> _DATA BLOCK_:
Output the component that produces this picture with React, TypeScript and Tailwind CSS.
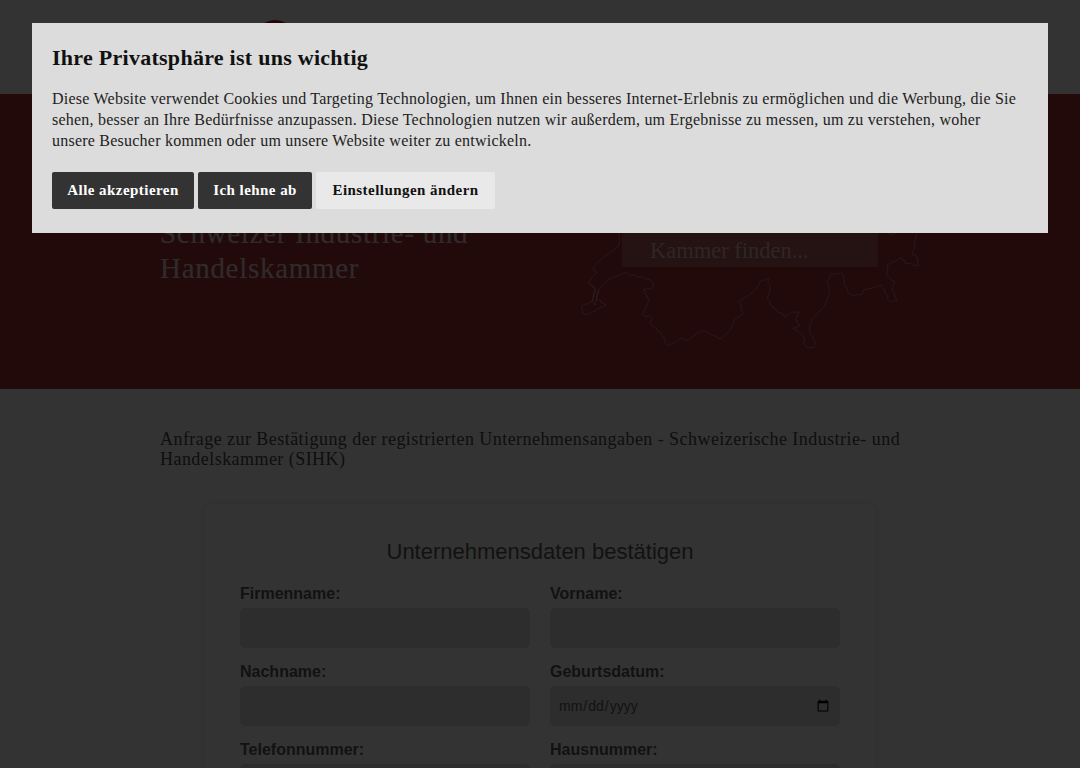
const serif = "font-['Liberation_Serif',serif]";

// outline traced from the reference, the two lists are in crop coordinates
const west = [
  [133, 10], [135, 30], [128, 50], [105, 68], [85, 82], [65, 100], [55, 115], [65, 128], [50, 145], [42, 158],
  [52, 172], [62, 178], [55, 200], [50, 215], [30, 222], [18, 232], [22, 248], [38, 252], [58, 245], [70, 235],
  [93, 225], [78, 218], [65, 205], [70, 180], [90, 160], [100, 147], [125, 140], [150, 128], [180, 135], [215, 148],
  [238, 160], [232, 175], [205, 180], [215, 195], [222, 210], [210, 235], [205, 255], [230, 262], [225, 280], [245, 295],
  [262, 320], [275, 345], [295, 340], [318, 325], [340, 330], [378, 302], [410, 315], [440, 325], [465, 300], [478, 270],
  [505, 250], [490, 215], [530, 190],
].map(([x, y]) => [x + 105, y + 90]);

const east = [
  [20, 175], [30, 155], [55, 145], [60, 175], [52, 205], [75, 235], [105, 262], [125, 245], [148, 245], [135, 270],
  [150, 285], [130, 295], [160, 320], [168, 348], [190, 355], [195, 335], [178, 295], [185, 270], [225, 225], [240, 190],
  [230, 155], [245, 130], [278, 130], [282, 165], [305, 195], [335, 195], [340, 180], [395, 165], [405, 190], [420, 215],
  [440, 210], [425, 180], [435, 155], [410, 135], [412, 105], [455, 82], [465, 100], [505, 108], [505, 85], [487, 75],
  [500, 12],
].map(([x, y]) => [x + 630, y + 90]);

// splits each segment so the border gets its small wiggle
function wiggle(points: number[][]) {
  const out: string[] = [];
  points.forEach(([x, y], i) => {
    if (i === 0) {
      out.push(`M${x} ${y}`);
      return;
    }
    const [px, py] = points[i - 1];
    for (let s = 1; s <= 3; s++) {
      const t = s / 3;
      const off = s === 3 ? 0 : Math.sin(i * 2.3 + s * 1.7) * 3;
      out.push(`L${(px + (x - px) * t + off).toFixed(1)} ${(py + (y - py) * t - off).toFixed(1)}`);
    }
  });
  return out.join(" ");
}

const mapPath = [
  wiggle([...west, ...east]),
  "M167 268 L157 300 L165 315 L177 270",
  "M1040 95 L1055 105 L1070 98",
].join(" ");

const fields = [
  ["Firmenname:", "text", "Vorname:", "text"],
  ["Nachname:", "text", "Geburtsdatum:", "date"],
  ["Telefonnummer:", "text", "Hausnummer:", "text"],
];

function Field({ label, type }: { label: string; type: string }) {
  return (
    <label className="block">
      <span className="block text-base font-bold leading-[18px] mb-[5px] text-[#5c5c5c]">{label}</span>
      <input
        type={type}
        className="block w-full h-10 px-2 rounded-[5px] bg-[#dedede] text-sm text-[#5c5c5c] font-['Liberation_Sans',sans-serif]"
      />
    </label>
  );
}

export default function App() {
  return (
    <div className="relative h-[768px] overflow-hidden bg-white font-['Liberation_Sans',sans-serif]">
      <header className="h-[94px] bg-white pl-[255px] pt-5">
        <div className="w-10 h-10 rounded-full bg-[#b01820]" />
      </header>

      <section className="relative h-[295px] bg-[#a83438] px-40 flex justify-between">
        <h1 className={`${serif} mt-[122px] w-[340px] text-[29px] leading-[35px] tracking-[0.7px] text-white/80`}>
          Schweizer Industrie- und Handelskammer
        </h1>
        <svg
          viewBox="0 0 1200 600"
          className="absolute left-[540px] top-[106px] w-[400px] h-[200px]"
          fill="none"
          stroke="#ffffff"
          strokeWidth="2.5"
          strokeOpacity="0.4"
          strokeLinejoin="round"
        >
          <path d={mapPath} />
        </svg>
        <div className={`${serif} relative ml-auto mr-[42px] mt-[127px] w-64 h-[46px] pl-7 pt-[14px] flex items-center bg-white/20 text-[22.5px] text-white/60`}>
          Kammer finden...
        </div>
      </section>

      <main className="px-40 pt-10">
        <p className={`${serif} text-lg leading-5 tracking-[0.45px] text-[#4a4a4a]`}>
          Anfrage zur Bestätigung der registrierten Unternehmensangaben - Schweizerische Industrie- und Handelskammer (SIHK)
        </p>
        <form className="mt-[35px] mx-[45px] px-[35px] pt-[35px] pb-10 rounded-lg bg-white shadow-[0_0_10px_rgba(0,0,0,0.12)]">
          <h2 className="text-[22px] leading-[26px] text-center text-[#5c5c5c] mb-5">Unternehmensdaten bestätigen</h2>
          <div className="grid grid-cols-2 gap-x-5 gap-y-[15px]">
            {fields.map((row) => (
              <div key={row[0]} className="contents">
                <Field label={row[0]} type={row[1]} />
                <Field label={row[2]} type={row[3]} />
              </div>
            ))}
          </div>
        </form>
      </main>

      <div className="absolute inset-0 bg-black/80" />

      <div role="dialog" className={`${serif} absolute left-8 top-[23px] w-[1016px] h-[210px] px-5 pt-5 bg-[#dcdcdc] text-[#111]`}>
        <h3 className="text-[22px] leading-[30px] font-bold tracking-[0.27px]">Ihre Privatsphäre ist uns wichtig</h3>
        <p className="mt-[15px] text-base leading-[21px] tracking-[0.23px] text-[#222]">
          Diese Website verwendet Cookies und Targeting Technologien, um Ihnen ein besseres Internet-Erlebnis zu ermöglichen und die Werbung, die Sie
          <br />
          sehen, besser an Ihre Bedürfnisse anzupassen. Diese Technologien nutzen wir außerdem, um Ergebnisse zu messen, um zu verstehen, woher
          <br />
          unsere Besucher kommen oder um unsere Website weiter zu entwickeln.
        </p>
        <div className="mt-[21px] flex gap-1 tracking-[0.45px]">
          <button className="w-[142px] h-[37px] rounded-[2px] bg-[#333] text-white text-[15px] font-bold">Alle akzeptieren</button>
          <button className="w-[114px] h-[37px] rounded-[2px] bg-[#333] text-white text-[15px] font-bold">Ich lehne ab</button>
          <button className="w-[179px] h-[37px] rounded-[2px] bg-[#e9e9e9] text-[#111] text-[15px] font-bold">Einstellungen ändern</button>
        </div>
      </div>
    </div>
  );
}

> _STATED PROBLEM_:
Write out exactly the opening lines of the data, stopping after the line that holds "630, y + 90]);". Exclude pictures.

> _THE RESULT_:
Output the component that produces this picture with React, TypeScript and Tailwind CSS.
const serif = "font-['Liberation_Serif',serif]";

// outline traced from the reference, the two lists are in crop coordinates
const west = [
  [133, 10], [135, 30], [128, 50], [105, 68], [85, 82], [65, 100], [55, 115], [65, 128], [50, 145], [42, 158],
  [52, 172], [62, 178], [55, 200], [50, 215], [30, 222], [18, 232], [22, 248], [38, 252], [58, 245], [70, 235],
  [93, 225], [78, 218], [65, 205], [70, 180], [90, 160], [100, 147], [125, 140], [150, 128], [180, 135], [215, 148],
  [238, 160], [232, 175], [205, 180], [215, 195], [222, 210], [210, 235], [205, 255], [230, 262], [225, 280], [245, 295],
  [262, 320], [275, 345], [295, 340], [318, 325], [340, 330], [378, 302], [410, 315], [440, 325], [465, 300], [478, 270],
  [505, 250], [490, 215], [530, 190],
].map(([x, y]) => [x + 105, y + 90]);

const east = [
  [20, 175], [30, 155], [55, 145], [60, 175], [52, 205], [75, 235], [105, 262], [125, 245], [148, 245], [135, 270],
  [150, 285], [130, 295], [160, 320], [168, 348], [190, 355], [195, 335], [178, 295], [185, 270], [225, 225], [240, 190],
  [230, 155], [245, 130], [278, 130], [282, 165], [305, 195], [335, 195], [340, 180], [395, 165], [405, 190], [420, 215],
  [440, 210], [425, 180], [435, 155], [410, 135], [412, 105], [455, 82], [465, 100], [505, 108], [505, 85], [487, 75],
  [500, 12],
].map(([x, y]) => [x + 630, y + 90]);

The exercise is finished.